Sur Alexandra Kollontaï et la Russie des années 1920, on lira avec intérêt les « Cinq semaines à Moscou » de Louis Weiss, la rédactrice en chef de L'Europe nouvelle (n⁰ 51, 17 décembre 1921), en accès libre sur Gallica, en particulier le chapitre 7, « Les idées d'Alexandra Kollontaï ». Il ne serait pas improbable que Vailland l'ait lu (soit adolescent, soit par après). Il est certain qu'il en savait davantage sur Kollontaï qu'il le laisse entendre, ne serait-ce que parce qu'il fut aussi (sous pseudonyme) chargé de la politique étrangère, qu'il avait postulé pour devenir correspondant à Moscou.

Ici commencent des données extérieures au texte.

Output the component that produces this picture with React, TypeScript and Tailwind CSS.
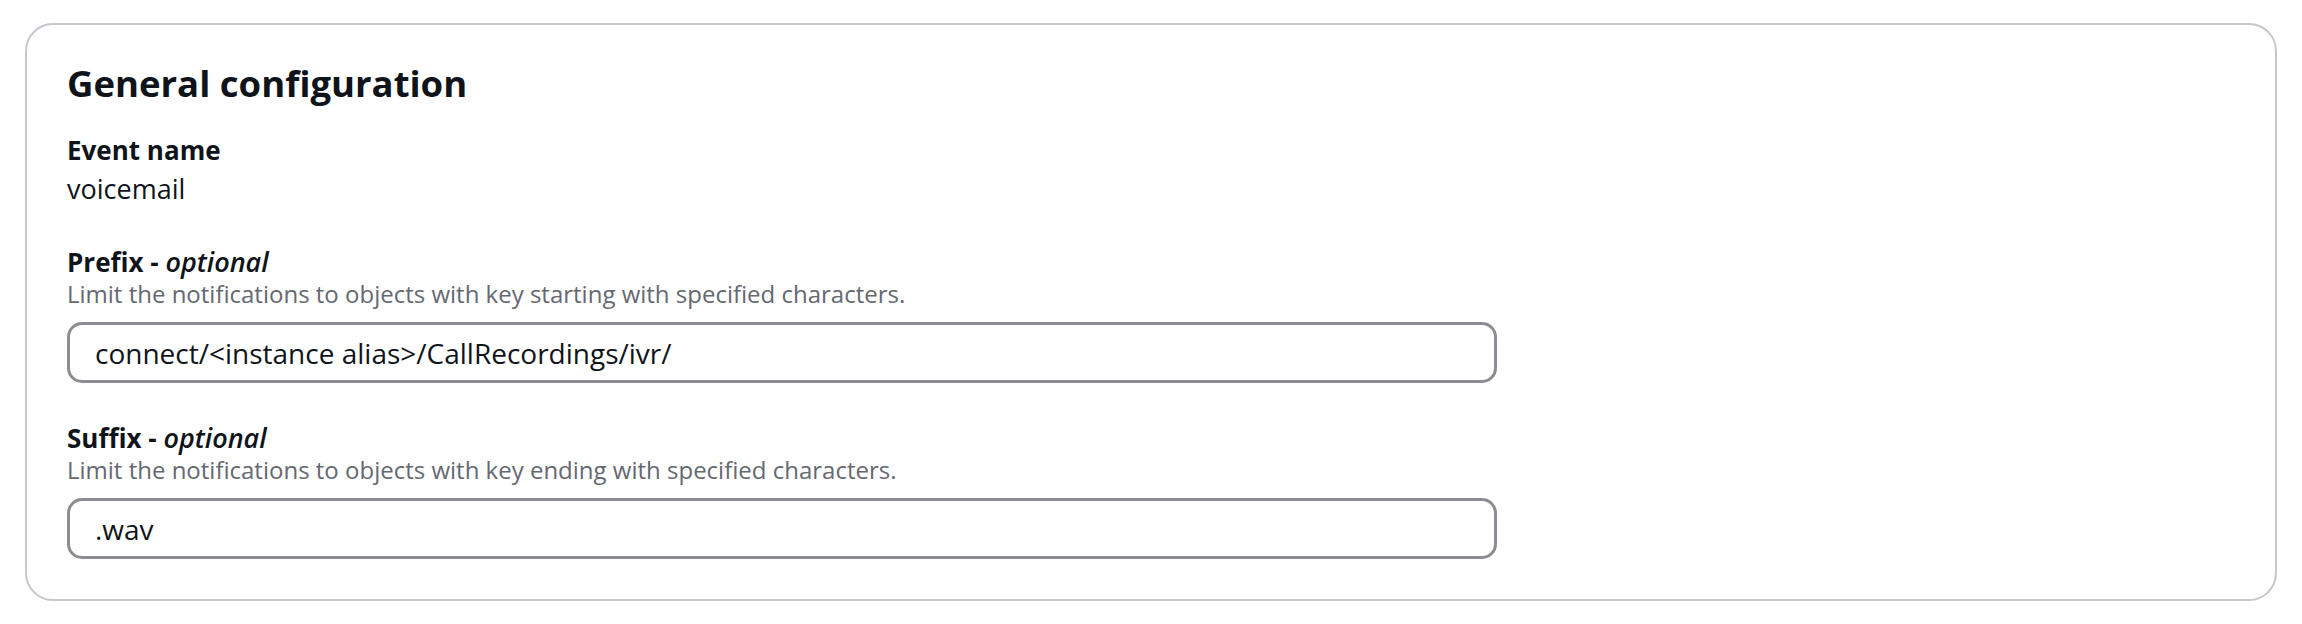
import React from 'react';

const font = { fontFamily: '"Open Sans", "Noto Sans", sans-serif' };

interface FieldProps {
  label: string;
  description: string;
  value: string;
}

const OptionalField: React.FC<FieldProps> = ({ label, description, value }) => {
  return (
    <div className="mt-[42px]">
      <div className="text-[26px] leading-[26px] font-bold text-[#0f141a]">
        {label} - <i className="text-[27px] font-semibold">optional</i>
      </div>
      <div className="mt-[6px] text-[24px] leading-[26px] text-[#656871]">{description}</div>
      <div className="mt-[15px] w-[1430px] h-[61px] border-[3px] border-[#8c8c94] rounded-[15px] flex items-center pl-[25px]">
        <span className="text-[28px] text-[#0f141a]">{value}</span>
      </div>
    </div>
  );
};

const App: React.FC = () => {
  return (
    <div className="min-h-screen bg-white pt-[23px] px-[25px] pb-[22px]" style={font}>
      <div className="border-2 border-[#c6c6cd] rounded-[28px] pt-[36px] px-[40px] pb-[40px]">
        <h2 className="text-[36.5px] leading-[44px] font-bold text-[#0f141a]">General configuration</h2>

        <div className="mt-[29px]">
          <div className="text-[26px] leading-[32px] font-bold text-[#0f141a]">Event name</div>
          <div className="mt-[5px] text-[27px] leading-[36px] text-[#0f141a]">voicemail</div>
        </div>

        <OptionalField
          label="Prefix"
          description="Limit the notifications to objects with key starting with specified characters."
          value="connect/<instance alias>/CallRecordings/ivr/"
        />
        <OptionalField
          label="Suffix"
          description="Limit the notifications to objects with key ending with specified characters."
          value=".wav"
        />
      </div>
    </div>
  );
};

export default App;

Mais en Vailland coexistent deux journalistes. Celui qui traite soigneusement des dépêches, s'informe de l'actualité internationale. Et celui qui doit retenir l'attention du lectorat avec du pittoresque. Et avec Alexandra Kollontaï, il ne s'attache qu'à cela : une femme de cran, de panache, haute en couleur. Dans ce cas, l'exactitude dans les détails lui importe moins que le portrait général qu'il brosse à sa guise et saura captiver lectrices et lecteurs.